━━━━━ Given data
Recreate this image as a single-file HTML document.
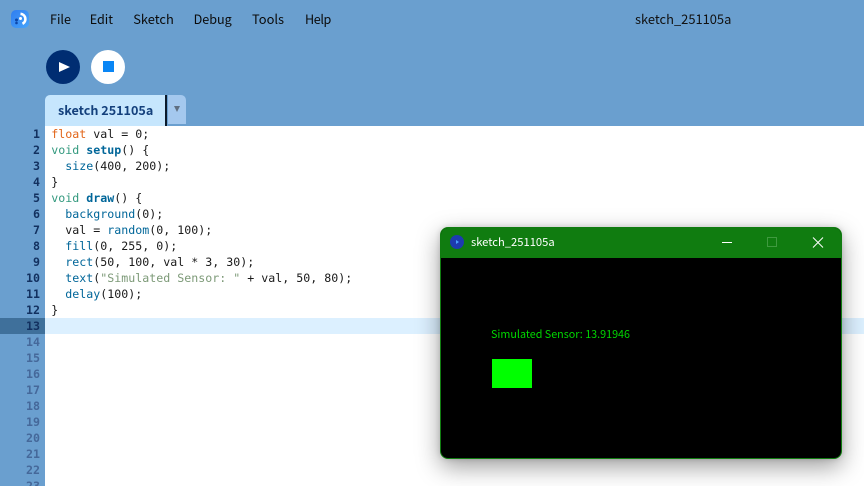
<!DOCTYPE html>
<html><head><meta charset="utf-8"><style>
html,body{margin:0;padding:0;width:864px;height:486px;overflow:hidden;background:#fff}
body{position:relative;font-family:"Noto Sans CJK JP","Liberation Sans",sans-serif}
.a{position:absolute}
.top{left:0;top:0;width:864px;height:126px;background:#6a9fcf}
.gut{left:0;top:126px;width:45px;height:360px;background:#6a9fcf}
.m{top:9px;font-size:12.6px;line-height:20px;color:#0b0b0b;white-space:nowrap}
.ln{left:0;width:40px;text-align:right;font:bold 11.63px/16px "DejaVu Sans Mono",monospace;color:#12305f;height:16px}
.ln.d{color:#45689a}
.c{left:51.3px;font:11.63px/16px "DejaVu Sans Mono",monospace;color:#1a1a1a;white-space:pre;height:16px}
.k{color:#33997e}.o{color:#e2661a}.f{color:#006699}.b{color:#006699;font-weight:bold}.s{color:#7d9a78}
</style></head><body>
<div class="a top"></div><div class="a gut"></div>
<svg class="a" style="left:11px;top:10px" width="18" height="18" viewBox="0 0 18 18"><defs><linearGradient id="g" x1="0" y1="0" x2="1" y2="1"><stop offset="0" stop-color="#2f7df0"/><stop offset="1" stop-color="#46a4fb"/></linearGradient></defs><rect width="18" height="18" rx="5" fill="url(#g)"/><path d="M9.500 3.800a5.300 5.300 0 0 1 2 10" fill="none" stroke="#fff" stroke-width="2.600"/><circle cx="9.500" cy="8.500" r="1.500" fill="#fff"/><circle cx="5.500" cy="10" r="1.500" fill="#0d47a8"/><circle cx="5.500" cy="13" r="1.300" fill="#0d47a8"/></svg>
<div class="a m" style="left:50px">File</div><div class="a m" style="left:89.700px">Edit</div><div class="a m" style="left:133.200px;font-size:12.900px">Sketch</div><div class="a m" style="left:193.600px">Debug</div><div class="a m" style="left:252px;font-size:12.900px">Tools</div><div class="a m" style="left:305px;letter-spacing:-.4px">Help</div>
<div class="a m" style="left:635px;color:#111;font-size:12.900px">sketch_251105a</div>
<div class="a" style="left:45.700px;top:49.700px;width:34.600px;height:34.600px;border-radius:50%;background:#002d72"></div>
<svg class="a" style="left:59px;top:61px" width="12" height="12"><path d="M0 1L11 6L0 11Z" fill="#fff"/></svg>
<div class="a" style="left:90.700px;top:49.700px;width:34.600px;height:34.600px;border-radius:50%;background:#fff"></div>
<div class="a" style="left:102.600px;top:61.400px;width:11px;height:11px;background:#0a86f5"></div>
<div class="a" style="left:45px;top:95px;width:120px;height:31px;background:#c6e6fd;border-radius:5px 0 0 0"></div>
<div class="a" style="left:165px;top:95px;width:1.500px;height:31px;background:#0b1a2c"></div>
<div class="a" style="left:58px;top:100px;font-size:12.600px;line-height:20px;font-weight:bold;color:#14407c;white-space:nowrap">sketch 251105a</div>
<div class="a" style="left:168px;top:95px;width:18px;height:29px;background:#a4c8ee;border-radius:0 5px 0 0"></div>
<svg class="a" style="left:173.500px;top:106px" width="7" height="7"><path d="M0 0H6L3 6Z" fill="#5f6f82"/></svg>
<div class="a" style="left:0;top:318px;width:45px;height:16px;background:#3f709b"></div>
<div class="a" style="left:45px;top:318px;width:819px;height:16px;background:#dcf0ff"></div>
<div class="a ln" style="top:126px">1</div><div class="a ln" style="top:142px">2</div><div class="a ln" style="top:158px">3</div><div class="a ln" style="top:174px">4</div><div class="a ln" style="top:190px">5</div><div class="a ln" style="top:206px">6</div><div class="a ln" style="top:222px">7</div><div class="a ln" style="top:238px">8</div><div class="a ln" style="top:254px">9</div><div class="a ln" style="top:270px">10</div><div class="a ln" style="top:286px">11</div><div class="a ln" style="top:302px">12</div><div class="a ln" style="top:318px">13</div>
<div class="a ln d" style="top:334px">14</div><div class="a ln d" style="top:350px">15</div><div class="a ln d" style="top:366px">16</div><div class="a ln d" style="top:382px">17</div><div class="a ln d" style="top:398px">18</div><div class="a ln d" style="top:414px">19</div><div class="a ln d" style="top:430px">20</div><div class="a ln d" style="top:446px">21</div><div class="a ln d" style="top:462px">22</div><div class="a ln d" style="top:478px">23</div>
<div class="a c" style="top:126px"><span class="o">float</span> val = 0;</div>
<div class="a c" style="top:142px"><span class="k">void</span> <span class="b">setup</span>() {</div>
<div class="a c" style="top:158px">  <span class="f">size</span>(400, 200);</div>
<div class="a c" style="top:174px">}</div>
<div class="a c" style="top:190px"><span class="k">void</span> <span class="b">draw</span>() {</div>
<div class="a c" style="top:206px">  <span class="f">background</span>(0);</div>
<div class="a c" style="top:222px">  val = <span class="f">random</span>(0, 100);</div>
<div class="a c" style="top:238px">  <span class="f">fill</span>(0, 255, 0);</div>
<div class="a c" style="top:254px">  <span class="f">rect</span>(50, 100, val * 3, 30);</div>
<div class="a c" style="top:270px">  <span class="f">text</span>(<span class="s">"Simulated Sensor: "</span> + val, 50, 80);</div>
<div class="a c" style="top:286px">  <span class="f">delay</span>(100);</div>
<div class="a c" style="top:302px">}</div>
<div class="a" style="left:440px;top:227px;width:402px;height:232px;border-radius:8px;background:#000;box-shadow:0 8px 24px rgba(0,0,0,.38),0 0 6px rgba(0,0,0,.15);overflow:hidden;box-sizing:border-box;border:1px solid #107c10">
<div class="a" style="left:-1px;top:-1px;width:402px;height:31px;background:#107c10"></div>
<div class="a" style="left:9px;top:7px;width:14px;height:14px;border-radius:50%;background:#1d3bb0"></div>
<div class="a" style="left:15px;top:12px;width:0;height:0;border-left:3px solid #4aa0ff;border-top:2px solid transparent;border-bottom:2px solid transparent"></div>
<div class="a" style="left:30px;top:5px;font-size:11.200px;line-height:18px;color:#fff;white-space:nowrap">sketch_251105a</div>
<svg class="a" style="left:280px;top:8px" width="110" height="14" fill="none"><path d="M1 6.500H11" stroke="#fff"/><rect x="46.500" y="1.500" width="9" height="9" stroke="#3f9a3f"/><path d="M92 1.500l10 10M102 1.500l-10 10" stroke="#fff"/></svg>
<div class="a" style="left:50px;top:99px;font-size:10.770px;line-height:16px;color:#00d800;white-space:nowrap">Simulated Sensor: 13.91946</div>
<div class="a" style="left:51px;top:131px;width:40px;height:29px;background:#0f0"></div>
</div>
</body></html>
━━━━━━━━━━
▶ _What this task involves_
Reproduce the material above verbatim; omit every picture.

▶ _Result below_
Recreate this image as a single-file HTML document.
<!DOCTYPE html>
<html><head><meta charset="utf-8"><style>
html,body{margin:0;padding:0;width:864px;height:486px;overflow:hidden;background:#fff}
body{position:relative;font-family:"Noto Sans CJK JP","Liberation Sans",sans-serif}
.a{position:absolute}
.top{left:0;top:0;width:864px;height:126px;background:#6a9fcf}
.gut{left:0;top:126px;width:45px;height:360px;background:#6a9fcf}
.m{top:9px;font-size:12.6px;line-height:20px;color:#0b0b0b;white-space:nowrap}
.ln{left:0;width:40px;text-align:right;font:bold 11.63px/16px "DejaVu Sans Mono",monospace;color:#12305f;height:16px}
.ln.d{color:#45689a}
.c{left:51.3px;font:11.63px/16px "DejaVu Sans Mono",monospace;color:#1a1a1a;white-space:pre;height:16px}
.k{color:#33997e}.o{color:#e2661a}.f{color:#006699}.b{color:#006699;font-weight:bold}.s{color:#7d9a78}
</style></head><body>
<div class="a top"></div><div class="a gut"></div>
<svg class="a" style="left:11px;top:10px" width="18" height="18" viewBox="0 0 18 18"><defs><linearGradient id="g" x1="0" y1="0" x2="1" y2="1"><stop offset="0" stop-color="#2f7df0"/><stop offset="1" stop-color="#46a4fb"/></linearGradient></defs><rect width="18" height="18" rx="5" fill="url(#g)"/><path d="M9.500 3.800a5.300 5.300 0 0 1 2 10" fill="none" stroke="#fff" stroke-width="2.600"/><circle cx="9.500" cy="8.500" r="1.500" fill="#fff"/><circle cx="5.500" cy="10" r="1.500" fill="#0d47a8"/><circle cx="5.500" cy="13" r="1.300" fill="#0d47a8"/></svg>
<div class="a m" style="left:50px">File</div><div class="a m" style="left:89.700px">Edit</div><div class="a m" style="left:133.200px;font-size:12.900px">Sketch</div><div class="a m" style="left:193.600px">Debug</div><div class="a m" style="left:252px;font-size:12.900px">Tools</div><div class="a m" style="left:305px;letter-spacing:-.4px">Help</div>
<div class="a m" style="left:635px;color:#111;font-size:12.900px">sketch_251105a</div>
<div class="a" style="left:45.700px;top:49.700px;width:34.600px;height:34.600px;border-radius:50%;background:#002d72"></div>
<svg class="a" style="left:59px;top:61px" width="12" height="12"><path d="M0 1L11 6L0 11Z" fill="#fff"/></svg>
<div class="a" style="left:90.700px;top:49.700px;width:34.600px;height:34.600px;border-radius:50%;background:#fff"></div>
<div class="a" style="left:102.600px;top:61.400px;width:11px;height:11px;background:#0a86f5"></div>
<div class="a" style="left:45px;top:95px;width:120px;height:31px;background:#c6e6fd;border-radius:5px 0 0 0"></div>
<div class="a" style="left:165px;top:95px;width:1.500px;height:31px;background:#0b1a2c"></div>
<div class="a" style="left:58px;top:100px;font-size:12.600px;line-height:20px;font-weight:bold;color:#14407c;white-space:nowrap">sketch 251105a</div>
<div class="a" style="left:168px;top:95px;width:18px;height:29px;background:#a4c8ee;border-radius:0 5px 0 0"></div>
<svg class="a" style="left:173.500px;top:106px" width="7" height="7"><path d="M0 0H6L3 6Z" fill="#5f6f82"/></svg>
<div class="a" style="left:0;top:318px;width:45px;height:16px;background:#3f709b"></div>
<div class="a" style="left:45px;top:318px;width:819px;height:16px;background:#dcf0ff"></div>
<div class="a ln" style="top:126px">1</div><div class="a ln" style="top:142px">2</div><div class="a ln" style="top:158px">3</div><div class="a ln" style="top:174px">4</div><div class="a ln" style="top:190px">5</div><div class="a ln" style="top:206px">6</div><div class="a ln" style="top:222px">7</div><div class="a ln" style="top:238px">8</div><div class="a ln" style="top:254px">9</div><div class="a ln" style="top:270px">10</div><div class="a ln" style="top:286px">11</div><div class="a ln" style="top:302px">12</div><div class="a ln" style="top:318px">13</div>
<div class="a ln d" style="top:334px">14</div><div class="a ln d" style="top:350px">15</div><div class="a ln d" style="top:366px">16</div><div class="a ln d" style="top:382px">17</div><div class="a ln d" style="top:398px">18</div><div class="a ln d" style="top:414px">19</div><div class="a ln d" style="top:430px">20</div><div class="a ln d" style="top:446px">21</div><div class="a ln d" style="top:462px">22</div><div class="a ln d" style="top:478px">23</div>
<div class="a c" style="top:126px"><span class="o">float</span> val = 0;</div>
<div class="a c" style="top:142px"><span class="k">void</span> <span class="b">setup</span>() {</div>
<div class="a c" style="top:158px">  <span class="f">size</span>(400, 200);</div>
<div class="a c" style="top:174px">}</div>
<div class="a c" style="top:190px"><span class="k">void</span> <span class="b">draw</span>() {</div>
<div class="a c" style="top:206px">  <span class="f">background</span>(0);</div>
<div class="a c" style="top:222px">  val = <span class="f">random</span>(0, 100);</div>
<div class="a c" style="top:238px">  <span class="f">fill</span>(0, 255, 0);</div>
<div class="a c" style="top:254px">  <span class="f">rect</span>(50, 100, val * 3, 30);</div>
<div class="a c" style="top:270px">  <span class="f">text</span>(<span class="s">"Simulated Sensor: "</span> + val, 50, 80);</div>
<div class="a c" style="top:286px">  <span class="f">delay</span>(100);</div>
<div class="a c" style="top:302px">}</div>
<div class="a" style="left:440px;top:227px;width:402px;height:232px;border-radius:8px;background:#000;box-shadow:0 8px 24px rgba(0,0,0,.38),0 0 6px rgba(0,0,0,.15);overflow:hidden;box-sizing:border-box;border:1px solid #107c10">
<div class="a" style="left:-1px;top:-1px;width:402px;height:31px;background:#107c10"></div>
<div class="a" style="left:9px;top:7px;width:14px;height:14px;border-radius:50%;background:#1d3bb0"></div>
<div class="a" style="left:15px;top:12px;width:0;height:0;border-left:3px solid #4aa0ff;border-top:2px solid transparent;border-bottom:2px solid transparent"></div>
<div class="a" style="left:30px;top:5px;font-size:11.200px;line-height:18px;color:#fff;white-space:nowrap">sketch_251105a</div>
<svg class="a" style="left:280px;top:8px" width="110" height="14" fill="none"><path d="M1 6.500H11" stroke="#fff"/><rect x="46.500" y="1.500" width="9" height="9" stroke="#3f9a3f"/><path d="M92 1.500l10 10M102 1.500l-10 10" stroke="#fff"/></svg>
<div class="a" style="left:50px;top:99px;font-size:10.770px;line-height:16px;color:#00d800;white-space:nowrap">Simulated Sensor: 13.91946</div>
<div class="a" style="left:51px;top:131px;width:40px;height:29px;background:#0f0"></div>
</div>
</body></html>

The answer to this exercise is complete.